## WHAT YOU SHOULD DO
Reproduce each line exactly, including spacing and punctuation.

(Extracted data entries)
## begin

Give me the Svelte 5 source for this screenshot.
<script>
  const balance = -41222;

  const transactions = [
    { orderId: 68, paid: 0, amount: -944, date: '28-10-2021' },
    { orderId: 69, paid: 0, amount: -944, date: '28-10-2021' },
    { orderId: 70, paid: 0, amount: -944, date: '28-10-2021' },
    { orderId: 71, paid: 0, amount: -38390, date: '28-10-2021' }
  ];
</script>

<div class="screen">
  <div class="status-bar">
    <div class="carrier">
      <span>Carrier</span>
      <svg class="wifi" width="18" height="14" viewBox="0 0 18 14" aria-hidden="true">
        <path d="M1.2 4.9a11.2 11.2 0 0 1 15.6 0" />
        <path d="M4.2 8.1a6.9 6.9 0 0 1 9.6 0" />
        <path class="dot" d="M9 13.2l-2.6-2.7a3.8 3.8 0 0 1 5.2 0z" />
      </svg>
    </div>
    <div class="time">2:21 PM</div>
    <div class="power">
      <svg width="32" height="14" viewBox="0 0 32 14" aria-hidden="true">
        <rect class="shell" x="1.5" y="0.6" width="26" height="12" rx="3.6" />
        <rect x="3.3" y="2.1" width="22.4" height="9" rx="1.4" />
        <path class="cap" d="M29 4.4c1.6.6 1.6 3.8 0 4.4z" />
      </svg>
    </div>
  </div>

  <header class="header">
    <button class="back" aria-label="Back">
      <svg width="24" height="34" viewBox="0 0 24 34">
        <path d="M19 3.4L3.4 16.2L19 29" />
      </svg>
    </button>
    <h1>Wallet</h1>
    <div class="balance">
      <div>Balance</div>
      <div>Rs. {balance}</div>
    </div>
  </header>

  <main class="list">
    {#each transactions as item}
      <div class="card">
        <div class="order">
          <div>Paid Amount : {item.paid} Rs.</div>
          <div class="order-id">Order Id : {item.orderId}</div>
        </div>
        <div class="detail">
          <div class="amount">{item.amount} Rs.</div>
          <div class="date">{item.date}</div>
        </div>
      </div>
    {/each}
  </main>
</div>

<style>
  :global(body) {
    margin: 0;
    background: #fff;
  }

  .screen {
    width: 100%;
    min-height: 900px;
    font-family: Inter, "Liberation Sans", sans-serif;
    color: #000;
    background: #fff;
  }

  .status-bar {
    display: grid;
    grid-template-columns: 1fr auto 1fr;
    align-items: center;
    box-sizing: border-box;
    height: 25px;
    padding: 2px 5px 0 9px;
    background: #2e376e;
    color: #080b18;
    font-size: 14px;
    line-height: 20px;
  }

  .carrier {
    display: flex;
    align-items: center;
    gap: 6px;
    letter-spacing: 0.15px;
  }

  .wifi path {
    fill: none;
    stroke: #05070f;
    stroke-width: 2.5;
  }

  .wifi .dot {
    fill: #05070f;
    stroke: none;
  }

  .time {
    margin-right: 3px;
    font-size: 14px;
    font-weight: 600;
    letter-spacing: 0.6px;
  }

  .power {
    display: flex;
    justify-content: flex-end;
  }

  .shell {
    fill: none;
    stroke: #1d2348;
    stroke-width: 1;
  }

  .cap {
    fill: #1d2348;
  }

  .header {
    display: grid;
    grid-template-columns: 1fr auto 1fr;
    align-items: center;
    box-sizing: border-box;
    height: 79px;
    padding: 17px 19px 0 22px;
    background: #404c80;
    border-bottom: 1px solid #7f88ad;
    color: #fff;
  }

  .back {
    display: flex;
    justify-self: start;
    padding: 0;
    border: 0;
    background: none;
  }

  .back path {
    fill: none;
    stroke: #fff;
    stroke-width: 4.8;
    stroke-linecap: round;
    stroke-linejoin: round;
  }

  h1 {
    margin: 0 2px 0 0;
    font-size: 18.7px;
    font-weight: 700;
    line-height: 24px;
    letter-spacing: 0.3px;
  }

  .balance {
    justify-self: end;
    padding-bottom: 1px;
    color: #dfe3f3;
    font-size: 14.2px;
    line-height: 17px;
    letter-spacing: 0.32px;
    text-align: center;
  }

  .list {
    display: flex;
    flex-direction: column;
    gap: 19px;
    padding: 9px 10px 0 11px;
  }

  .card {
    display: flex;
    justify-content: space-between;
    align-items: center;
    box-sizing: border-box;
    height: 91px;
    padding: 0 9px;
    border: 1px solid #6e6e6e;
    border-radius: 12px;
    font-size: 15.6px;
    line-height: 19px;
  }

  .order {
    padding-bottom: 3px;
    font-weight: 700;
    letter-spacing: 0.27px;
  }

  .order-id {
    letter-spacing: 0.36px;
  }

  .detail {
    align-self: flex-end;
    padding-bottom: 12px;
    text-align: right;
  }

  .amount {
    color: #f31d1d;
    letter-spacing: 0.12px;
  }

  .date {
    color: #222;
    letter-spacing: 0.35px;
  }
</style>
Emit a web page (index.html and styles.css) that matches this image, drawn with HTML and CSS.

## end

## SOLUTION TO THIS TASK
Give me the Svelte 5 source for this screenshot.
<script>
  const balance = -41222;

  const transactions = [
    { orderId: 68, paid: 0, amount: -944, date: '28-10-2021' },
    { orderId: 69, paid: 0, amount: -944, date: '28-10-2021' },
    { orderId: 70, paid: 0, amount: -944, date: '28-10-2021' },
    { orderId: 71, paid: 0, amount: -38390, date: '28-10-2021' }
  ];
</script>

<div class="screen">
  <div class="status-bar">
    <div class="carrier">
      <span>Carrier</span>
      <svg class="wifi" width="18" height="14" viewBox="0 0 18 14" aria-hidden="true">
        <path d="M1.2 4.9a11.2 11.2 0 0 1 15.6 0" />
        <path d="M4.2 8.1a6.9 6.9 0 0 1 9.6 0" />
        <path class="dot" d="M9 13.2l-2.6-2.7a3.8 3.8 0 0 1 5.2 0z" />
      </svg>
    </div>
    <div class="time">2:21 PM</div>
    <div class="power">
      <svg width="32" height="14" viewBox="0 0 32 14" aria-hidden="true">
        <rect class="shell" x="1.5" y="0.6" width="26" height="12" rx="3.6" />
        <rect x="3.3" y="2.1" width="22.4" height="9" rx="1.4" />
        <path class="cap" d="M29 4.4c1.6.6 1.6 3.8 0 4.4z" />
      </svg>
    </div>
  </div>

  <header class="header">
    <button class="back" aria-label="Back">
      <svg width="24" height="34" viewBox="0 0 24 34">
        <path d="M19 3.4L3.4 16.2L19 29" />
      </svg>
    </button>
    <h1>Wallet</h1>
    <div class="balance">
      <div>Balance</div>
      <div>Rs. {balance}</div>
    </div>
  </header>

  <main class="list">
    {#each transactions as item}
      <div class="card">
        <div class="order">
          <div>Paid Amount : {item.paid} Rs.</div>
          <div class="order-id">Order Id : {item.orderId}</div>
        </div>
        <div class="detail">
          <div class="amount">{item.amount} Rs.</div>
          <div class="date">{item.date}</div>
        </div>
      </div>
    {/each}
  </main>
</div>

<style>
  :global(body) {
    margin: 0;
    background: #fff;
  }

  .screen {
    width: 100%;
    min-height: 900px;
    font-family: Inter, "Liberation Sans", sans-serif;
    color: #000;
    background: #fff;
  }

  .status-bar {
    display: grid;
    grid-template-columns: 1fr auto 1fr;
    align-items: center;
    box-sizing: border-box;
    height: 25px;
    padding: 2px 5px 0 9px;
    background: #2e376e;
    color: #080b18;
    font-size: 14px;
    line-height: 20px;
  }

  .carrier {
    display: flex;
    align-items: center;
    gap: 6px;
    letter-spacing: 0.15px;
  }

  .wifi path {
    fill: none;
    stroke: #05070f;
    stroke-width: 2.5;
  }

  .wifi .dot {
    fill: #05070f;
    stroke: none;
  }

  .time {
    margin-right: 3px;
    font-size: 14px;
    font-weight: 600;
    letter-spacing: 0.6px;
  }

  .power {
    display: flex;
    justify-content: flex-end;
  }

  .shell {
    fill: none;
    stroke: #1d2348;
    stroke-width: 1;
  }

  .cap {
    fill: #1d2348;
  }

  .header {
    display: grid;
    grid-template-columns: 1fr auto 1fr;
    align-items: center;
    box-sizing: border-box;
    height: 79px;
    padding: 17px 19px 0 22px;
    background: #404c80;
    border-bottom: 1px solid #7f88ad;
    color: #fff;
  }

  .back {
    display: flex;
    justify-self: start;
    padding: 0;
    border: 0;
    background: none;
  }

  .back path {
    fill: none;
    stroke: #fff;
    stroke-width: 4.8;
    stroke-linecap: round;
    stroke-linejoin: round;
  }

  h1 {
    margin: 0 2px 0 0;
    font-size: 18.7px;
    font-weight: 700;
    line-height: 24px;
    letter-spacing: 0.3px;
  }

  .balance {
    justify-self: end;
    padding-bottom: 1px;
    color: #dfe3f3;
    font-size: 14.2px;
    line-height: 17px;
    letter-spacing: 0.32px;
    text-align: center;
  }

  .list {
    display: flex;
    flex-direction: column;
    gap: 19px;
    padding: 9px 10px 0 11px;
  }

  .card {
    display: flex;
    justify-content: space-between;
    align-items: center;
    box-sizing: border-box;
    height: 91px;
    padding: 0 9px;
    border: 1px solid #6e6e6e;
    border-radius: 12px;
    font-size: 15.6px;
    line-height: 19px;
  }

  .order {
    padding-bottom: 3px;
    font-weight: 700;
    letter-spacing: 0.27px;
  }

  .order-id {
    letter-spacing: 0.36px;
  }

  .detail {
    align-self: flex-end;
    padding-bottom: 12px;
    text-align: right;
  }

  .amount {
    color: #f31d1d;
    letter-spacing: 0.12px;
  }

  .date {
    color: #222;
    letter-spacing: 0.35px;
  }
</style>
Emit a web page (index.html and styles.css) that matches this image, drawn with HTML and CSS.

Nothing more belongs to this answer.